The silky water effect. As a landscape photographer, I was originally attracted to the ND filters for the ability to blur moving water and surf. I used to follow one rule; slow the water down as much as possible for the best results. Some of these silky water images, especially crashing surf, looked great at 30 second exposures. But as I photographed streams, I began to realize this approach wasn’t always the best. Instead, I liked water that had texture and contrast. Large waterfalls and rivers looked great this way; the texture added tension and drama to the image. And I discovered using a 5 stop Mor-Slo ND filter was just right for achieving the slow shutter speed I needed, generally around ½ -4 seconds. Since most of my lenses have a 77mm filter size, I just attach the Mor-Slo filter to my lens to slow my shutter speed down.

 

Using the 5 stop Mor-Slo has some advantages too. First, I can see my composition. Five stops is dark, but not dark enough that I can’t compose my shot. Second, I am using the thin version, so I don’t have to worry about vignetting that occurs using wide-angle lenses and thick filters. And one other nice convenience of using the 5 stop Mor-Slo ND filter; my camera can autofocus with the filter attached.

 

When I see moving water in my image, I ask myself what am I trying to convey in the image.
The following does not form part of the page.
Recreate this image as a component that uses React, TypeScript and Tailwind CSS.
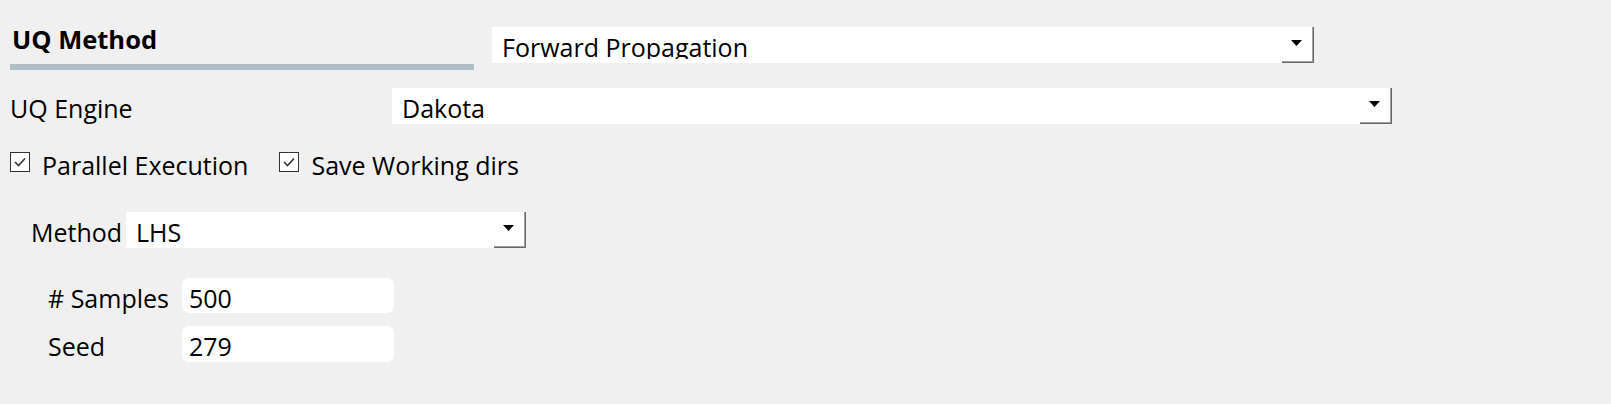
import React from 'react';

const font = { fontFamily: '"Open Sans", "Noto Sans", sans-serif' };

function ComboBox({ value, width, height }: { value: string; width: string; height: string }) {
  return (
    <div className={`${width} ${height} bg-white flex shrink-0`}>
      <div className="flex-1 h-[32px] overflow-hidden pl-[10px] pt-2 leading-6 text-[25px] text-black whitespace-nowrap">
        {value}
      </div>
      <div className="w-[32px] h-full border-r border-b border-[#696969] shadow-[inset_-1px_-1px_0_#a0a0a0] flex justify-center pt-[13px] pr-[3px]">
        <svg width="11" height="6" viewBox="0 0 11 6">
          <polygon points="0,0 11,0 5.5,6" fill="#000" />
        </svg>
      </div>
    </div>
  );
}

function CheckBox({ label }: { label: string }) {
  return (
    <div className="flex items-start">
      <div className="w-[20px] h-[20px] border-[1.5px] border-[#333] bg-white flex items-center justify-center">
        <svg width="14" height="12" viewBox="0 0 14 12">
          <polyline points="2,6 5.5,9.5 12,2.5" fill="none" stroke="#333" strokeWidth="1.6" />
        </svg>
      </div>
      <span className="ml-[12px] pt-[1px] leading-6 text-[25px] text-black">{label}</span>
    </div>
  );
}

function TextInput({ value, height }: { value: string; height: string }) {
  return (
    <div className={`w-[212px] ${height} bg-white rounded-[7px] pl-[7px] pt-2 leading-6 text-[25px] text-black`}>
      {value}
    </div>
  );
}

export default function App() {
  return (
    <div className="w-[1611px] h-[404px] bg-[#f0f0f0] overflow-hidden" style={font}>
      {/* UQ method header + type */}
      <div className="flex h-[70px]">
        <div className="ml-[10px] w-[464px]">
          <div className="pt-[27px] pl-[2px] leading-6 text-[25.5px] font-bold text-black">UQ Method</div>
          <div className="mt-[13px] h-[6px] bg-[#b0bec5]" />
        </div>
        <div className="ml-[18px] mt-[27px]">
          <ComboBox value="Forward Propagation" width="w-[822px]" height="h-[36px]" />
        </div>
      </div>

      {/* engine */}
      <div className="flex mt-[18px] h-[36px]">
        <div className="w-[382px] ml-[10px] pt-2 leading-6 text-[25px] text-black">UQ Engine</div>
        <ComboBox value="Dakota" width="w-[1000px]" height="h-[36px]" />
      </div>

      {/* options */}
      <div className="flex mt-[28px] ml-[10px] gap-[31px]">
        <CheckBox label="Parallel Execution" />
        <CheckBox label="Save Working dirs" />
      </div>

      {/* sampling method */}
      <div className="flex mt-[35px] h-[36px]">
        <div className="w-[95px] ml-[31px] pt-2 leading-6 text-[25px] text-black">Method</div>
        <ComboBox value="LHS" width="w-[400px]" height="h-[36px]" />
      </div>

      <div className="flex mt-[30px] ml-[48px]">
        <div className="w-[134px] pt-2 leading-6 text-[25px] text-black"># Samples</div>
        <TextInput value="500" height="h-[35px]" />
      </div>
      <div className="flex mt-[13px] ml-[48px]">
        <div className="w-[134px] pt-2 leading-6 text-[25px] text-black">Seed</div>
        <TextInput value="279" height="h-[36px]" />
      </div>
    </div>
  );
}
Am I trying to capture the tranquility and peaceful nature of the scene? Or am I trying to capture a dynamic scene with tension. If I want tranquility, then most likely I will use a long shutter speed for silky water. If I want some tension, then I will choose my 5 stop ND and shoot around 1-4 seconds depending on how fast the water is moving.

Croatia

Croatia

The bokeh advantage. My photography career is diverse. One day I might be photographing landscapes for a magazine, the next day shooting portraits for an advertising shoot. I’m rarely in a studio, but more often in remote outdoor locations. Another aspect of my work is using flash for many of my commercial jobs, especially portraits. I get just as excited photographing an interesting person on location as I do photographing the clouds racing across the Patagonian landscape.

 

Evocative portraits are created using a combination of good rapport, relevant location, effective use of light and solid camera craft. I love to shoot prime lenses, including the 35mm and 85mm f1.4, for my portraits. Being able to shoot at a shallow depth of field like f1.4 blurs the background creating beautiful bokeh and nice separation. Using available light, all I have to do is set my aperture to f1.4 and shoot away.

 

But a problem arises using flash. On a bright sunny day shooting at f 1.4 and ISO 100, my shutter speed might be 1/4000. Since most cameras have a flash sync speed of approximately 1/250, shooting at 1/4000 would result in banding (dark areas in the frame where the shutter curtain blocks flash from reaching the sensor) in the final shot. But if I add my 5 stop Mor-Slo filter, my shutter speed goes from 1/4000 to 1/125, and my flash will work just fine with my camera.

 

Recent developments in high speed sync and hi-sync flash technology have reduced or even eliminated the problems associated with using flash and fast shutter speeds. But depending on your flash system and camera, occasional banding may still occur, especially at very fast shutter speeds. Speedlights have evolved to eliminate banding, but at the expense of greatly reduced output. Since I shoot a lot of my portraits though a large octabank, I use strobes to get the job done. I need lights with plenty of power and fast recycling.

Fort Collins, CO. portrait

Fort Collins, CO. portrait

If we choose to shoot at f1.4, my workflow goes like this. We scout the location before the client arrives, and take some sample exposures. I often walk around shooting at f1.4 with my 35mm to check backgrounds and bokeh quality. Next, I see what shutter speed is giving me the right exposure. If it is a sunny day, or partly cloudy, chances are good I will need my 5 stop ND to bring the shutter speed down below my camera sync speed (1/250). Next, we set up our strobe and large octabox and take a test shot. Since our strobes have over 1000 watts of power, we have the power necessary to compensate for the 5 stop ND filter attached to my lens. When the client arrives, I know I can shoot at a very shallow aperture using strobes and not worry about flash sync because I am using the 5 stop Mor-Slo ND filter to slow my shutter speed down.

Fort Collins, CO. portrait

Fort Collins, CO. portrait

The five stop effect. ND filters offer many creative options for photographers, and I never leave the house without a few in my camera bag. Whether it is photographing a massive waterfall in Iceland, or an Olympic skier on the slopes, I often use the five stop effect to get the results I need.